Wednesday, May 20, 2026

Takaichi wants food consumption tax freeze ‘as soon as possible’

Japanese Prime Minister Sanae Takaichi said Wednesday she wants to implement a freeze on the country’s consumption tax on food products “as soon as possible,” despite concerns over the nation’s fiscal health amid the ongoing Middle East crisis.

During a one-on-one parliamentary debate with opposition party leaders, Takaichi also said the government will do its utmost to limit debt issuance to support the public, as her government plans to draft a supplementary budget amid concerns the crisis could have a prolonged economic impact.

Her comments came as Japanese government bond yields surged to the highest level in nearly 30 years, partly reflecting market expectations of accelerating inflation in resource-scarce Japan and fears over the country’s worsening fiscal health.

Questions were led for the first time by Democratic Party for the People head Yuichiro Tamaki, as his party holds the most seats in parliament following the Centrist Reform Alliance’s defeat in February’s election and uncertainty over a merger between its two founding parties in the House of Councillors.

Parliamentary leaders’ debates in Japan were first introduced in 2000 and modeled on Britain’s Prime Minister’s Questions format. They have become increasingly rare, however, with none held for around three years from 2021, and calls for them to take place tend to be stronger among opposition parties.

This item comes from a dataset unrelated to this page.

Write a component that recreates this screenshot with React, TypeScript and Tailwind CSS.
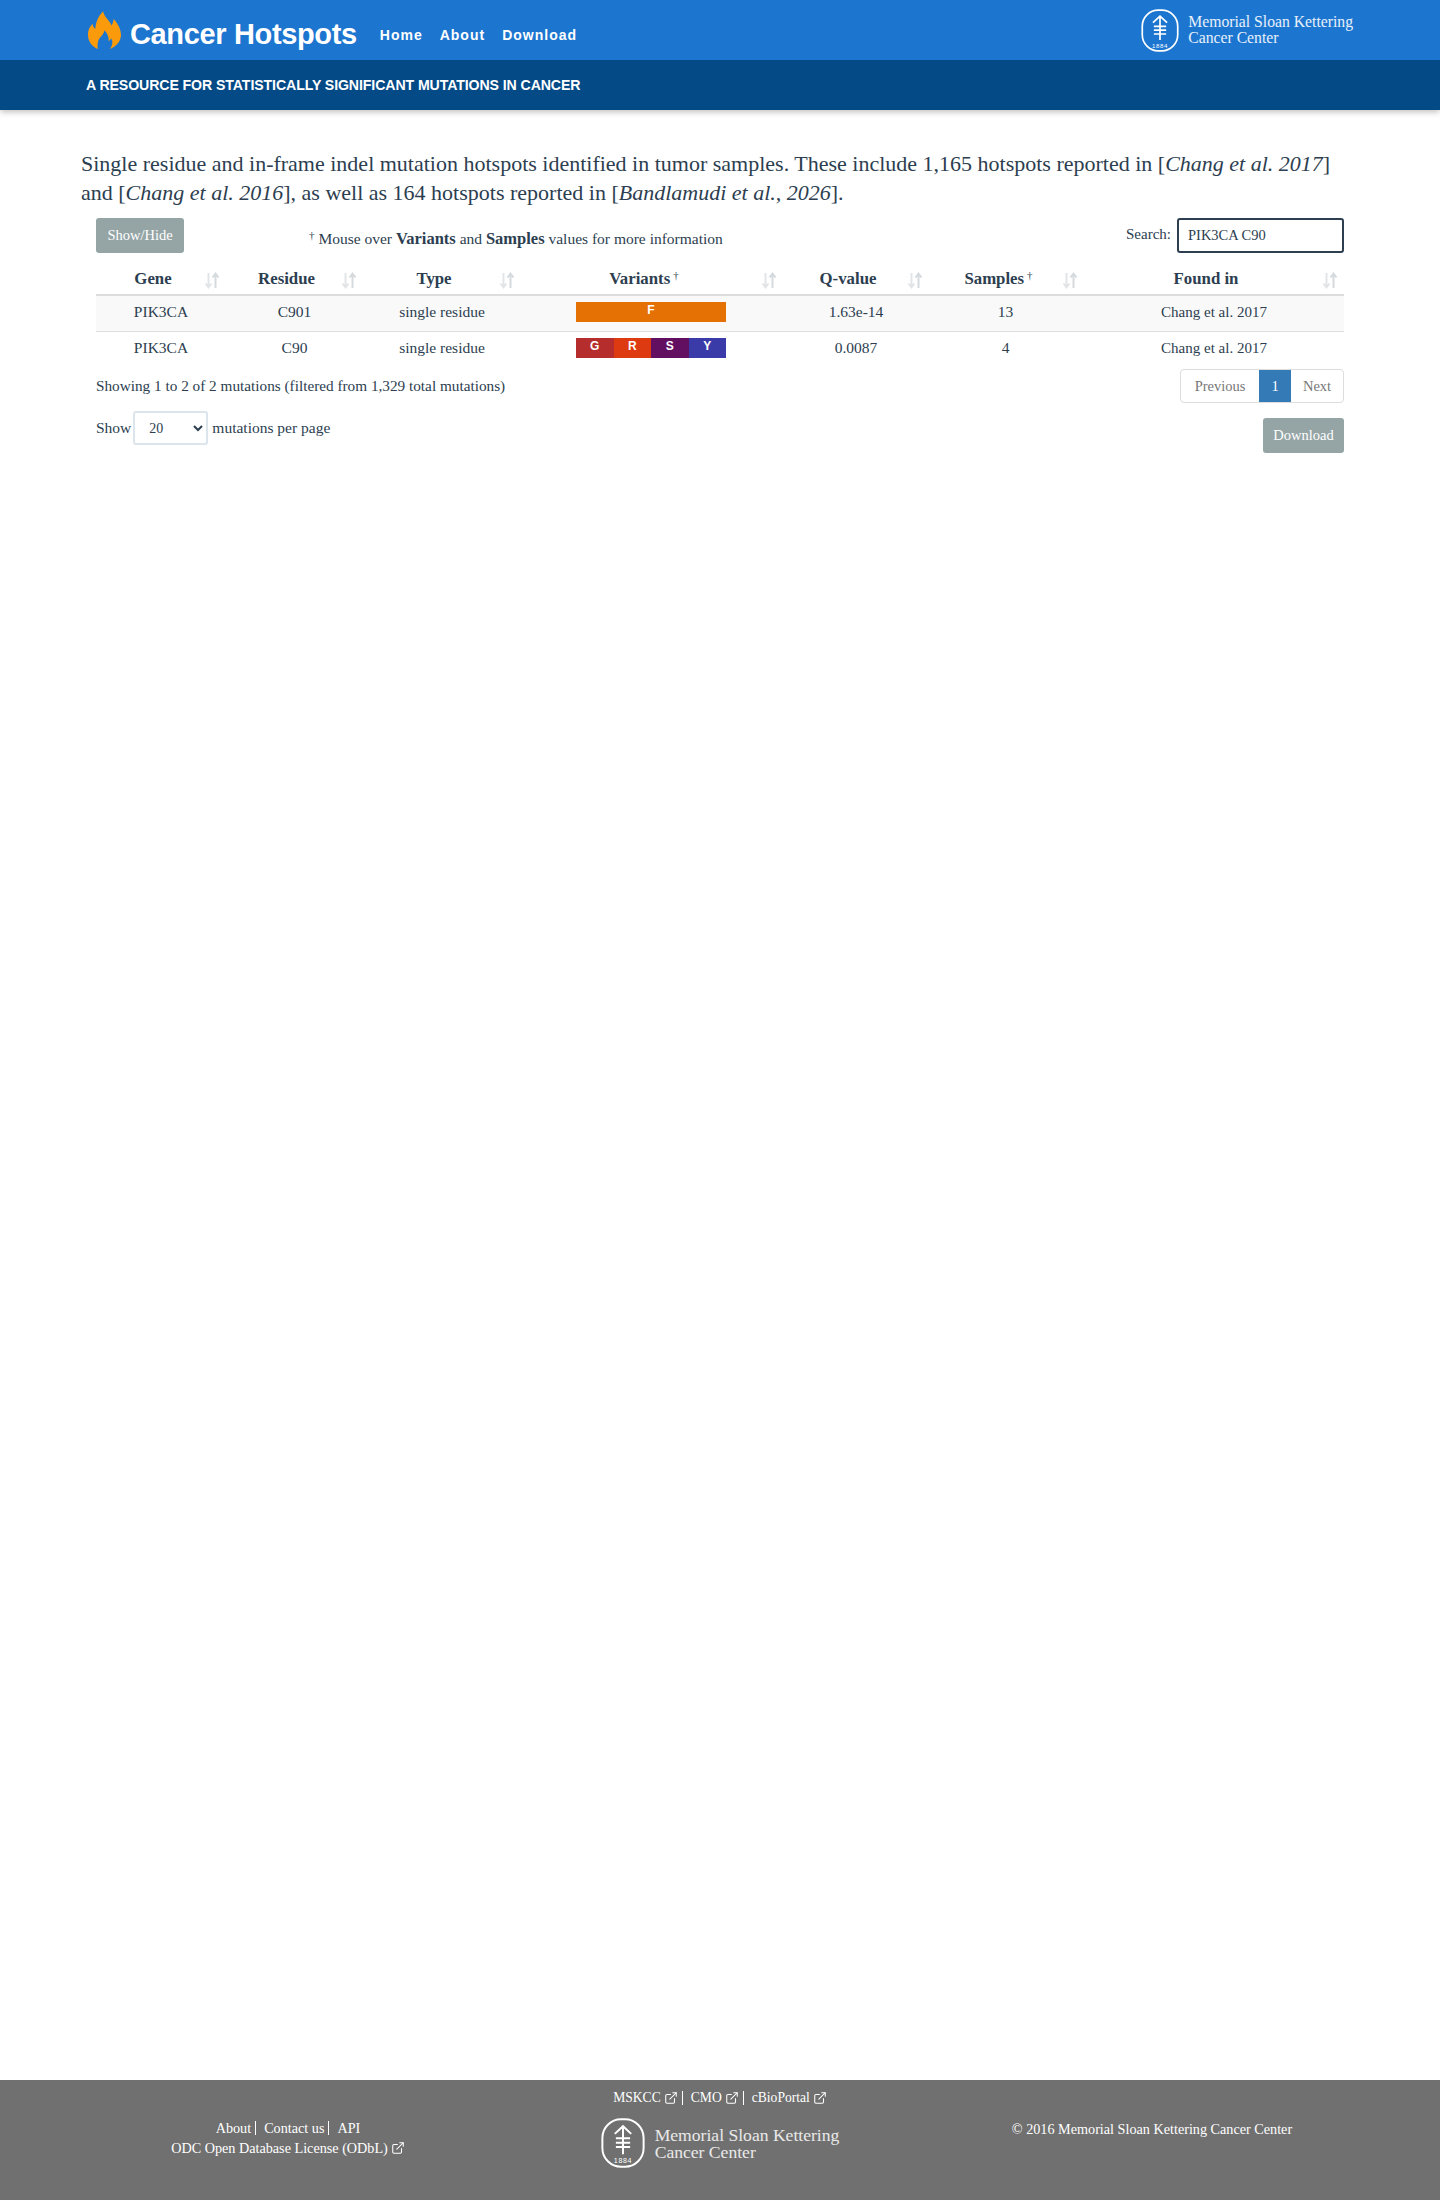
import React from "react";
import { ExternalLink } from "lucide-react";

const serif = "font-['Liberation_Serif',serif]";

const MskLogo: React.FC<{ size: number }> = ({ size }) => (
  <svg width={size} height={Math.round(size * 1.14)} viewBox="0 0 40 45.6" fill="none" stroke="currentColor" className="shrink-0">
    <rect x="1.2" y="1.2" width="37.6" height="43.2" rx="17" strokeWidth="1.8" />
    <path d="M20 7v26M12.5 14.5 20 7.5l7.5 7M13.5 18.5h13M13.5 22.5h13M13.5 26.5h13" strokeWidth="1.8" />
    <text x="20" y="41" textAnchor="middle" fontSize="6.5" fill="currentColor" stroke="none" fontFamily="Liberation Sans, sans-serif" letterSpacing="0.6">
      1884
    </text>
  </svg>
);

const Flame: React.FC = () => (
  <svg width="33" height="39" viewBox="0 0 94 110" className="mr-[9px] ml-[2px] shrink-0">
    <path
      d="M28 108C10 100 0 85 0 68 0 52 6 44 13 36c1 7 3 12 8 14C22 30 30 14 43 0c3 14 11 20 18 30 3 4 5 8 6 11 3-5 5-11 6-19 13 14 21 30 21 46 0 18-14 34-32 40 8-10 10-22 4-30-2 4-4 6-7 7 1-13-5-23-12-31-1 10-11 18-17 28-3 8-3 18-2 26z"
      fill="#fb9a0b"
    />
  </svg>
);

const SortIcon: React.FC = () => (
  <svg width="16" height="17" viewBox="0 0 16 17" fill="none" className="absolute right-[6px] top-[10px]">
    <path d="M4.5 1v14M1.5 11.5l3 3.8 3-3.8" stroke="#e2e5e8" strokeWidth="2" />
    <path d="M11.5 16V2M8.5 5.5l3-3.8 3 3.8" stroke="#d5dade" strokeWidth="2" />
  </svg>
);

const columns = [
  { label: "Gene", width: "w-[130px]" },
  { label: "Residue", width: "w-[137px]" },
  { label: "Type", width: "w-[158px]" },
  { label: "Variants", width: "w-[262px]", dagger: true },
  { label: "Q-value", width: "w-[146px]" },
  { label: "Samples", width: "w-[155px]", dagger: true },
  { label: "Found in", width: "w-[260px]" },
];

const rows = [
  { gene: "PIK3CA", residue: "C901", qvalue: "1.63e-14", samples: "13", variants: [{ aa: "F", color: "bg-[#e57104]" }] },
  {
    gene: "PIK3CA",
    residue: "C90",
    qvalue: "0.0087",
    samples: "4",
    variants: [
      { aa: "G", color: "bg-[#b52d2d]" },
      { aa: "R", color: "bg-[#de3a12]" },
      { aa: "S", color: "bg-[#620f62]" },
      { aa: "Y", color: "bg-[#3a3aa8]" },
    ],
  },
];

const FooterLink: React.FC<{ label: string; last?: boolean; external?: boolean }> = ({ label, last, external }) => (
  <span className={`inline-flex items-center leading-[14px] ${last ? "" : "border-r border-white pr-[4px] mr-[8px]"}`}>
    {label}
    {external && <ExternalLink size={14} className="ml-[3px]" strokeWidth={1.8} />}
  </span>
);

const App: React.FC = () => {
  return (
    <div className={`relative min-h-[2200px] flex flex-col bg-white text-[#2c3e50] ${serif}`}>
      <header className="shadow-[0_2px_6px_rgba(0,0,0,0.25)]">
        <div className="h-[60px] bg-[#1c75cf] flex items-center justify-between pl-[86px] pr-[87px] text-white">
          <div className="flex items-center font-['Liberation_Sans',sans-serif] font-bold">
            <Flame />
            <span className="text-[29px] tracking-[-0.35px] mr-[23px] mt-[10px]">Cancer Hotspots</span>
            <nav className="flex gap-[17px] text-[14px] tracking-[1px] mt-[10px]">
              <span>Home</span>
              <span>About</span>
              <span>Download</span>
            </nav>
          </div>
          <div className="flex items-center gap-[9px]">
            <MskLogo size={38} />
            <div className="text-[15.7px] leading-[16px] text-white/90">
              <div>Memorial Sloan Kettering</div>
              <div>Cancer Center</div>
            </div>
          </div>
        </div>
        <div className="h-[50px] bg-[#044a87] flex items-center pl-[86px] pt-[1px] text-white font-['Liberation_Sans',sans-serif] font-bold text-[14.15px] tracking-[-0.1px]">
          A RESOURCE FOR STATISTICALLY SIGNIFICANT MUTATIONS IN CANCER
        </div>
      </header>

      <main className="flex-1 pl-[81px] pr-[96px] pt-[39px]">
        <p className="text-[22px] leading-[29px]">
          Single residue and in-frame indel mutation hotspots identified in tumor samples. These include 1,165 hotspots reported in [<i>Chang et al. 2017</i>]
          and [<i>Chang et al. 2016</i>], as well as 164 hotspots reported in [<i>Bandlamudi et al., 2026</i>].
        </p>

        <div className="ml-[15px] mt-[11px] text-[15.5px]">
          <div className="flex items-start h-[44px]">
            <button className="w-[88px] h-[35px] rounded-[3px] bg-[#95a5a6] text-white text-[14.5px]">Show/Hide</button>
            <div className="ml-[125px] mt-[9px]">
              <sup className="text-[11px]">†</sup> Mouse over <b className="text-[16.5px]">Variants</b> and <b className="text-[16.5px]">Samples</b> values for more information
            </div>
            <label className="ml-auto flex items-start">
              <span className="mr-[6px] mt-[5px] text-[15px]">Search:</span>
              <input
                readOnly
                value="PIK3CA C90"
                className="w-[167px] h-[35px] rounded-[3px] border-2 border-[#2c3e50] px-[9px] text-[14.5px] outline-none"
              />
            </label>
          </div>

          <table className="table-fixed w-full border-collapse">
            <thead>
              <tr className="h-[33px] border-b-2 border-[#dddddd]">
                {columns.map((c) => (
                  <th key={c.label} className={`${c.width} relative pr-[16px] pt-[2px] text-center font-bold text-[16.8px]`}>
                    {c.label}
                    {c.dagger && <sup className="ml-[3px] text-[11px] font-normal">†</sup>}
                    <SortIcon />
                  </th>
                ))}
              </tr>
            </thead>
            <tbody>
              {rows.map((r, i) => (
                <tr key={r.residue} className={`h-[36px] border-b border-[#dddddd] last:border-b-0 ${i === 0 ? "bg-[#f9f9f9]" : ""}`}>
                  <td className="text-center pb-[3px]">{r.gene}</td>
                  <td className="text-center pb-[3px]">{r.residue}</td>
                  <td className="text-center pb-[3px]">single residue</td>
                  <td className="pb-[3px] pr-[2px]">
                    <div className="mx-auto flex w-[150px] h-[20px] font-['Liberation_Sans',sans-serif] font-bold text-[12px] text-white">
                      {r.variants.map((v) => (
                        <span key={v.aa} className={`flex-1 text-center leading-[17px] ${v.color}`}>
                          {v.aa}
                        </span>
                      ))}
                    </div>
                  </td>
                  <td className="text-center pb-[3px]">{r.qvalue}</td>
                  <td className="text-center pb-[3px] pr-[2px]">{r.samples}</td>
                  <td className="text-center pb-[3px] text-[15px]">Chang et al. 2017</td>
                </tr>
              ))}
            </tbody>
          </table>

          <div className="flex items-start justify-between mt-[2px]">
            <div className="mt-[6px] text-[15.25px]">Showing 1 to 2 of 2 mutations (filtered from 1,329 total mutations)</div>
            <div className="flex h-[34px] w-[164px] text-[14.5px] text-[#777777] rounded-[4px] border border-[#dddddd] overflow-hidden leading-[32px] text-center">
              <span className="w-[78px]">Previous</span>
              <span className="w-[32px] bg-[#337ab7] text-white">1</span>
              <span className="flex-1">Next</span>
            </div>
          </div>

          <div className="flex items-start justify-between mt-[8px]">
            <div className="flex items-center">
              <span>Show</span>
              <select className="w-[75px] h-[34px] ml-[2px] mr-[4px] rounded-[3px] border-2 border-[#dce4ec] bg-white pl-[10px] text-[14px]">
                <option>20</option>
              </select>
              <span>mutations per page</span>
            </div>
            <button className="mt-[7px] w-[81px] h-[35px] rounded-[3px] bg-[#95a5a6] text-white text-[14.5px]">Download</button>
          </div>
        </div>
      </main>

      <footer className="h-[120px] bg-[#707070] text-white text-[14.2px] pt-[11px]">
        <div className="flex justify-center text-[13.6px]">
          <FooterLink label="MSKCC" external />
          <FooterLink label="CMO" external />
          <FooterLink label="cBioPortal" external last />
        </div>
        <div className="grid grid-cols-3 items-start mt-[5px] px-[72px]">
          <div className="flex flex-col items-center gap-[6px] pt-[11px]">
            <div className="flex justify-center">
              <FooterLink label="About" />
              <FooterLink label="Contact us" />
              <FooterLink label="API" last />
            </div>
            <FooterLink label="ODC Open Database License (ODbL)" external last />
          </div>
          <div className="flex items-center justify-center gap-[10px] pt-[8px]">
            <MskLogo size={44} />
            <div className="text-[17.6px] leading-[17px] text-white/85 pt-[2px]">
              <div>Memorial Sloan Kettering</div>
              <div>Cancer Center</div>
            </div>
          </div>
          <div className="text-center pt-[9px]">© 2016 Memorial Sloan Kettering Cancer Center</div>
        </div>
      </footer>
    </div>
  );
};

export default App;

The latest debate was the first since November and the second of Takaichi’s premiership, after a planned April session was canceled due to the prime minister’s schedule. Wednesday’s event also came just hours after she returned from a summit with South Korean President Lee Jae Myung in his hometown.

The first half largely focused on Takaichi’s decision Monday to tell ruling parties she had ordered a review into formulating a supplementary budget, just over a month after Japan enacted a record 122.31 trillion yen ($769 billion) fiscal 2026 budget, and a shift from her recent comments that it was not required at present.

On the timing of the consumption tax freeze, Takaichi indicated she wants to move ahead with the policy “as soon as possible” once a cross-party national council on the issue compiles its interim report this summer.

The freeze is becoming increasingly controversial, with opposition parties appearing to have watered down support for the policy amid concerns over its feasibility. Last week, the Organization for Economic Cooperation and Development described it as “untargeted and costly” and recommended that the tax be raised gradually.

Takaichi also said she “seriously reflects” on proposals from Tamaki on whether the government should consider an off-ramp from its subsidies to keep gasoline prices below 170 yen per liter at the pump. The policy, restarted in mid-March, is expected to use up its earmarked 1 trillion yen by the end of June.

While exchanges were largely cordial with Tamaki, whose party is more closely aligned with Takaichi’s Liberal Democratic Party on fiscal policy, CRA leader Junya Ogawa took an aggressive approach in his debut appearance, accusing the prime minister of moving too slowly in deciding on the supplementary budget.

Takaichi pushed back, saying she did not believe the response was delayed and that the government “had been considering the best course of action from a relatively early stage.”

In a series of questions on diplomacy from Constitutional Democratic Party of Japan leader Shunichi Mizuoka, Takaichi said she “strongly welcomes” last week’s visit by U.S. President Donald Trump to China because communication between the two countries can help maintain regional peace.

With relations between Japan and China under strain since Takaichi’s parliamentary remarks in November suggesting Japan could deploy its defense forces in the event of a conflict over Taiwan, she said she is “open” to dialogue with China and sees a need for a calm approach.

Reflecting the fragmented state of Japan’s opposition since the ruling LDP’s landslide victory in the House of Representatives election, Takaichi had only brief exchanges with leaders from six parties during the 45-minute session, with the longest allotment going to Tamaki at 12 minutes.

Other representatives who asked questions in progressively shorter allotted time slots were Komeito leader Toshiko Takeya, Sohei Kamiya of the conservative populist Sanseito party, and Takahiro Anno, leader of the technology-focused Team Mirai, which gained 11 lower house seats in the election.

Anno used the final slot to ask about the government’s artificial intelligence policy, with scrutiny growing over the threat posed to financial institutions by U.S. company Anthropic’s Claude Mythos model, drawing laughter from the chamber as he offered to become Takaichi’s personal tutor on the technology.